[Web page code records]
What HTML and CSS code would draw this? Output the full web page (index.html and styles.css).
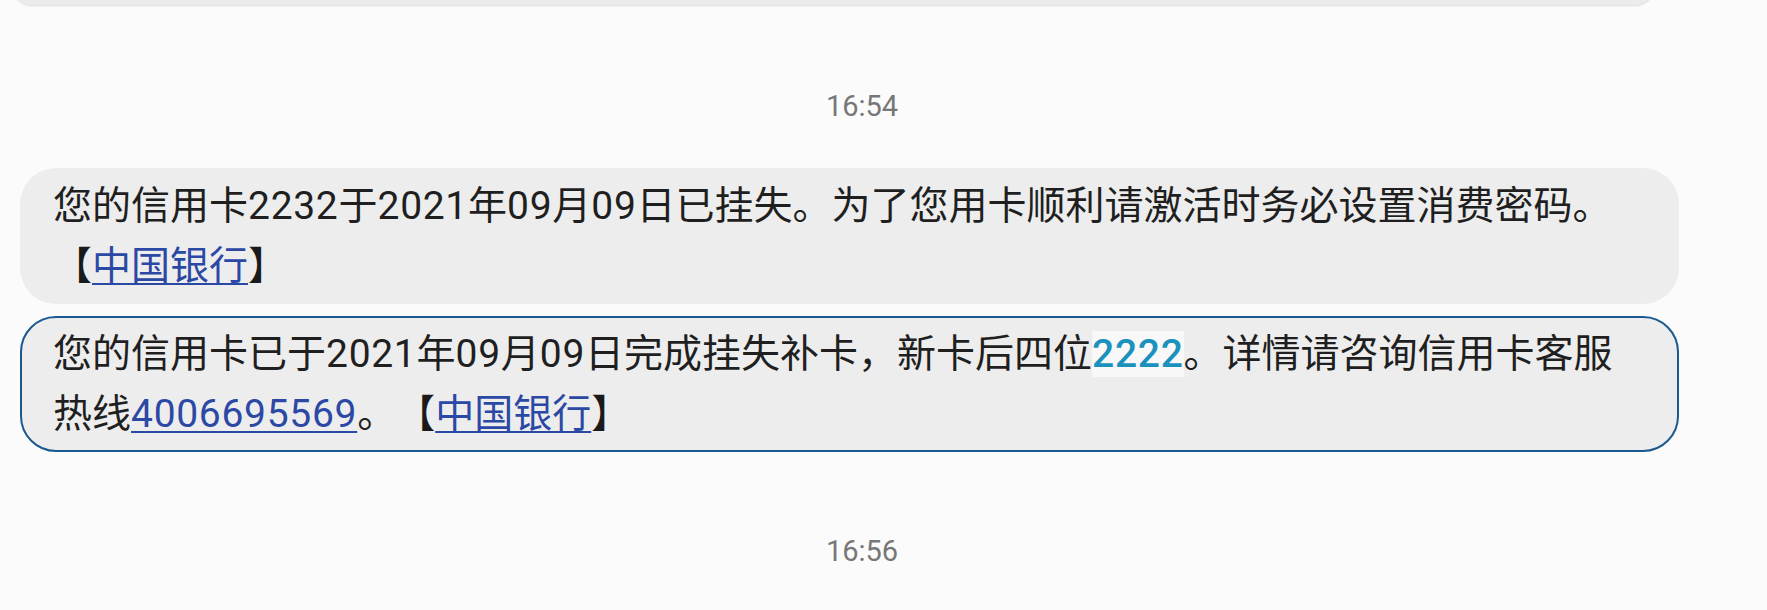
FILE: index.html
```html
<!DOCTYPE html>
<html lang="zh-CN">
<head>
<meta charset="utf-8">
<title>短信</title>
<link rel="stylesheet" href="styles.css">
</head>
<body>
<div class="thread">
  <div class="bubble bubble-prev"></div>
  <div class="time">16:54</div>
  <div class="bubble">您的信用卡<span class="num">2232</span>于<span class="num">2021</span>年<span class="num">09</span>月<span class="num">09</span>日已挂失。为了您用卡顺利请激活时务必设置消费密码。<span class="bracket">【</span><a class="link" href="#">中国银行</a><span class="bracket">】</span></div>
  <div class="bubble bubble-selected">您的信用卡已于<span class="num">2021</span>年<span class="num">09</span>月<span class="num">09</span>日完成挂失补卡，新卡后四位<span class="code num">2222</span>。详情请咨询信用卡客服热线<a class="link num" href="#">4006695569</a>。<span class="bracket">【</span><a class="link" href="#">中国银行</a><span class="bracket">】</span></div>
  <div class="time time-last">16:56</div>
</div>
</body>
</html>
```

FILE: styles.css
```css
html, body {
  margin: 0;
  padding: 0;
  background: #fbfbfb;
}

body {
  width: 1767px;
  height: 610px;
  overflow: hidden;
  font-family: Roboto, "Noto Sans CJK SC", sans-serif;
}

.thread {
  display: flex;
  flex-direction: column;
  align-items: flex-start;
}

.bubble {
  box-sizing: border-box;
  width: 1659px;
  margin-left: 20px;
  padding: 8px 49px 8px 33px;
  background: #ededed;
  border-radius: 36px;
  color: #1f1f1f;
  font-size: 39px;
  line-height: 60px;
  text-spacing-trim: space-all;
  word-break: normal;
}

.bubble-prev {
  width: 1643px;
  margin-left: 12px;
  height: 40px;
  margin-top: -35px;
  padding: 0;
  background: #ebebeb;
  box-shadow: 0 1px 2px rgba(0, 0, 0, 0.12);
}

.bubble + .bubble {
  margin-top: 12px;
}

.bubble-selected {
  border: 2px solid #1a5890;
  padding: 6px 47px 6px 31px;
}

.num {
  letter-spacing: 0.7px;
}

.time {
  align-self: stretch;
  box-sizing: border-box;
  padding-right: 43px;
  text-align: center;
  color: #777777;
  font-size: 29px;
  line-height: 40px;
  height: 40px;
  margin-top: 81px;
  margin-bottom: 42px;
}

.time-last {
  margin-top: 79px;
  margin-bottom: 0;
}

.link {
  color: #2b48a5;
  text-decoration: underline;
  text-decoration-thickness: 2px;
  text-underline-offset: 4px;
}

.bracket {
  color: #1a1a1a;
}

.code {
  color: #1a92bd;
  font-weight: 500;
  background: #f8f8f8;
}
```
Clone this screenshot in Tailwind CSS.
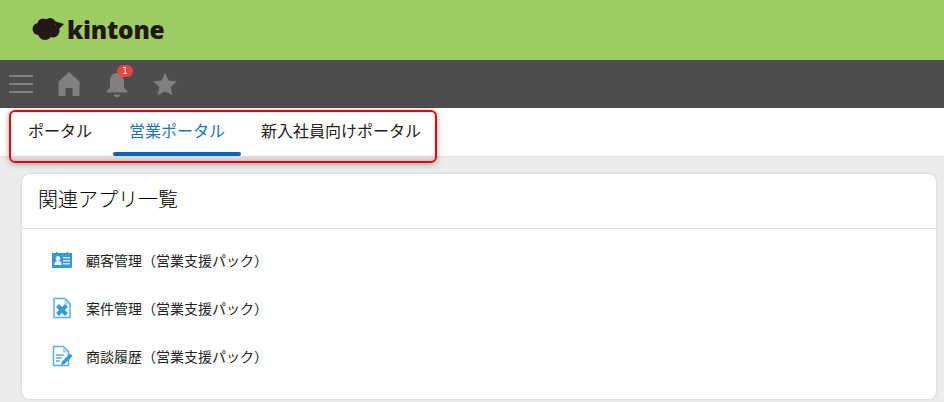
<!DOCTYPE html>
<html lang="ja">
<head>
    <meta charset="UTF-8">
    <title>kintone</title>
    <script src="https://cdn.jsdelivr.net/npm/@tailwindcss/browser@4"></script>
</head>
<body class="relative h-[402px] overflow-hidden bg-[#ececec] font-['Noto_Sans_CJK_JP',sans-serif] text-[#222]">
    <!-- logo -->
    <header class="flex h-[60px] items-center bg-[#9ccc63] pl-[32px]">
        <svg class="mb-[2px] h-[24px] w-[33px]" viewBox="0 0 33 24" fill="#231815">
            <circle cx="6.500" cy="12" r="6"/>
            <circle cx="11" cy="7" r="5.500"/>
            <circle cx="18" cy="6.500" r="5.500"/>
            <circle cx="13" cy="16" r="7"/>
            <circle cx="21" cy="14" r="6.500"/>
            <path d="M22 4l10 3-6 6z"/>
        </svg>
        <span class="ml-[2px] font-['Open_Sans',sans-serif] text-[24.500px] font-extrabold leading-none tracking-[-0.2px] text-[#231815]">kintone</span>
    </header>

    <!-- toolbar -->
    <nav class="flex h-[48px] items-center bg-[#4d4d4d] text-[#808080]">
        <div class="ml-[9px] flex w-[24px] flex-col gap-[6px]">
            <span class="h-[2px] bg-[#808080]"></span>
            <span class="h-[2px] bg-[#808080]"></span>
            <span class="h-[2px] bg-[#808080]"></span>
        </div>
        <svg class="ml-[24px] h-[24px] w-[24px]" viewBox="0 0 24 24" fill="currentColor">
            <path d="M12 0L1.500 9.500V23a1 1 0 0 0 1 1h6v-8h7v8h6a1 1 0 0 0 1-1V9.500z"/>
        </svg>
        <div class="relative ml-[24px] h-[24px] w-[24px]">
            <svg class="h-[26px] w-[24px]" viewBox="0 0 24 26" fill="currentColor">
                <path d="M12 1c-4.500 0-7 3.500-7 8v5c0 2-1.500 3.500-3.500 5v1.500h21V19c-2-1.500-3.500-3-3.500-5V9c0-4.500-2.500-8-7-8z"/>
                <path d="M8.500 22.500h7c-.5 1.800-2 2.800-3.500 2.800s-3-1-3.500-2.800z"/>
            </svg>
            <span class="absolute left-[12px] top-[-7px] flex h-[12px] w-[16px] items-center justify-center rounded-full bg-[#e9463f] font-['DejaVu_Sans',sans-serif] text-[9px] leading-none text-white">1</span>
        </div>
        <svg class="ml-[24px] h-[24px] w-[24px]" viewBox="0 0 24 24" fill="currentColor">
            <path d="M12 .8l3.500 7.600 8.200 1-6 5.700 1.600 8.200L12 19.200l-7.300 4.100 1.600-8.200-6-5.700 8.200-1z"/>
        </svg>
    </nav>

    <!-- tabs -->
    <div class="flex h-[49px] items-start border-b border-[#e3e3e3] bg-white pl-[13px] text-[16px]">
        <div class="flex h-[48px] items-center pb-[4px] pl-[15px] pr-[21px]">ポータル</div>
        <div class="relative flex h-[48px] items-center px-[16px] pb-[4px] text-[#1a73c8]">
            営業ポータル
            <span class="absolute bottom-0 left-0 right-0 h-[4px] rounded-full bg-[#0066c4]"></span>
        </div>
        <div class="flex h-[48px] items-center px-[20px] pb-[4px]">新入社員向けポータル</div>
    </div>

    <!-- card -->
    <main class="ml-[22px] mr-[8px] mt-[17px] h-[225px] rounded-[8px] bg-white shadow-[0_0_3px_rgba(0,0,0,0.15)]">
        <h2 class="flex h-[55px] items-center border-b border-[#e3e3e3] pb-[4px] pl-[16px] text-[20px] font-light text-[#000]">関連アプリ一覧</h2>
        <ul class="pl-[29px] pt-[7px] text-[14px]">
            <li class="flex h-[48px] items-center gap-[13px]">
                <svg class="h-[22px] w-[22px]" viewBox="0 0 22 22">
                    <path fill="#3498db" d="M1 4h4V3h1.500v1h9V3H17v1h4v15H1z"/>
                    <circle cx="7" cy="9.500" r="2.300" fill="#fff"/>
                    <path fill="#fff" d="M3.500 16v-1.500c0-1.500 1.500-2.500 3.500-2.500s3.500 1 3.500 2.500V16z"/>
                    <path fill="#cfe8f8" d="M12 8h7v1.500h-7zM12 11h7v1.500h-7zM12 14h7v1.500h-7z"/>
                </svg>
                <span>顧客管理（営業支援パック）</span>
            </li>
            <li class="flex h-[48px] items-center gap-[13px]">
                <svg class="h-[22px] w-[22px]" viewBox="0 0 22 22">
                    <path fill="none" stroke="#5aaee3" stroke-width="1.500" d="M3 1.500h11l5 5v14H3z"/>
                    <path fill="#a9d5f1" d="M13.500 1.500v6H19z"/>
                    <path fill="none" stroke="#3498db" stroke-width="4" d="M6.500 8.500l9 9M15.500 8.500l-9 9"/>
                </svg>
                <span>案件管理（営業支援パック）</span>
            </li>
            <li class="flex h-[48px] items-center gap-[13px]">
                <svg class="h-[22px] w-[22px]" viewBox="0 0 22 22">
                    <path fill="none" stroke="#5aaee3" stroke-width="1.500" d="M2.500 1.500h10l5 5v14h-15z"/>
                    <path fill="#a9d5f1" d="M12 1.500v6h5.500z"/>
                    <path stroke="#5aaee3" stroke-width="1.500" d="M5 10h8M5 13h6M5 16h4"/>
                    <path fill="#3498db" d="M19 8.500l2.500 2.500-8 8-3.500 1 1-3.500z"/>
                </svg>
                <span>商談履歴（営業支援パック）</span>
            </li>
        </ul>
    </main>

    <!-- red highlight around the tabs -->
    <div class="absolute left-[9px] top-[110px] h-[53px] w-[428px] rounded-[6px] border-2 border-[#f0000f] shadow-[0_1px_6px_rgba(0,0,0,0.35),inset_0_-5px_6px_-3px_rgba(0,0,0,0.2)]"></div>
</body>
</html>
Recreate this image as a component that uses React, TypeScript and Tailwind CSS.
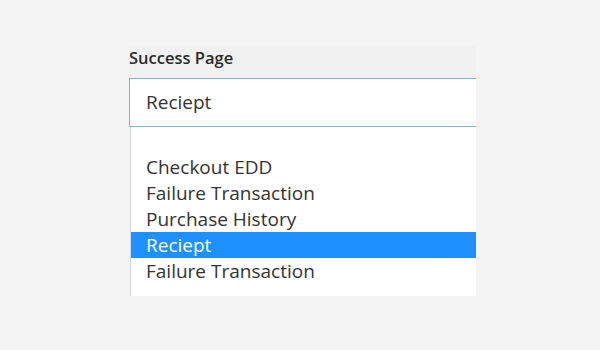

Required work - In the entries above, find each line with the string "styles" and copy it.

Solved exercise -
What HTML and CSS code would draw this? Output the full web page (index.html and styles.css).
<link rel="stylesheet" href="styles.css">
FILE: styles.css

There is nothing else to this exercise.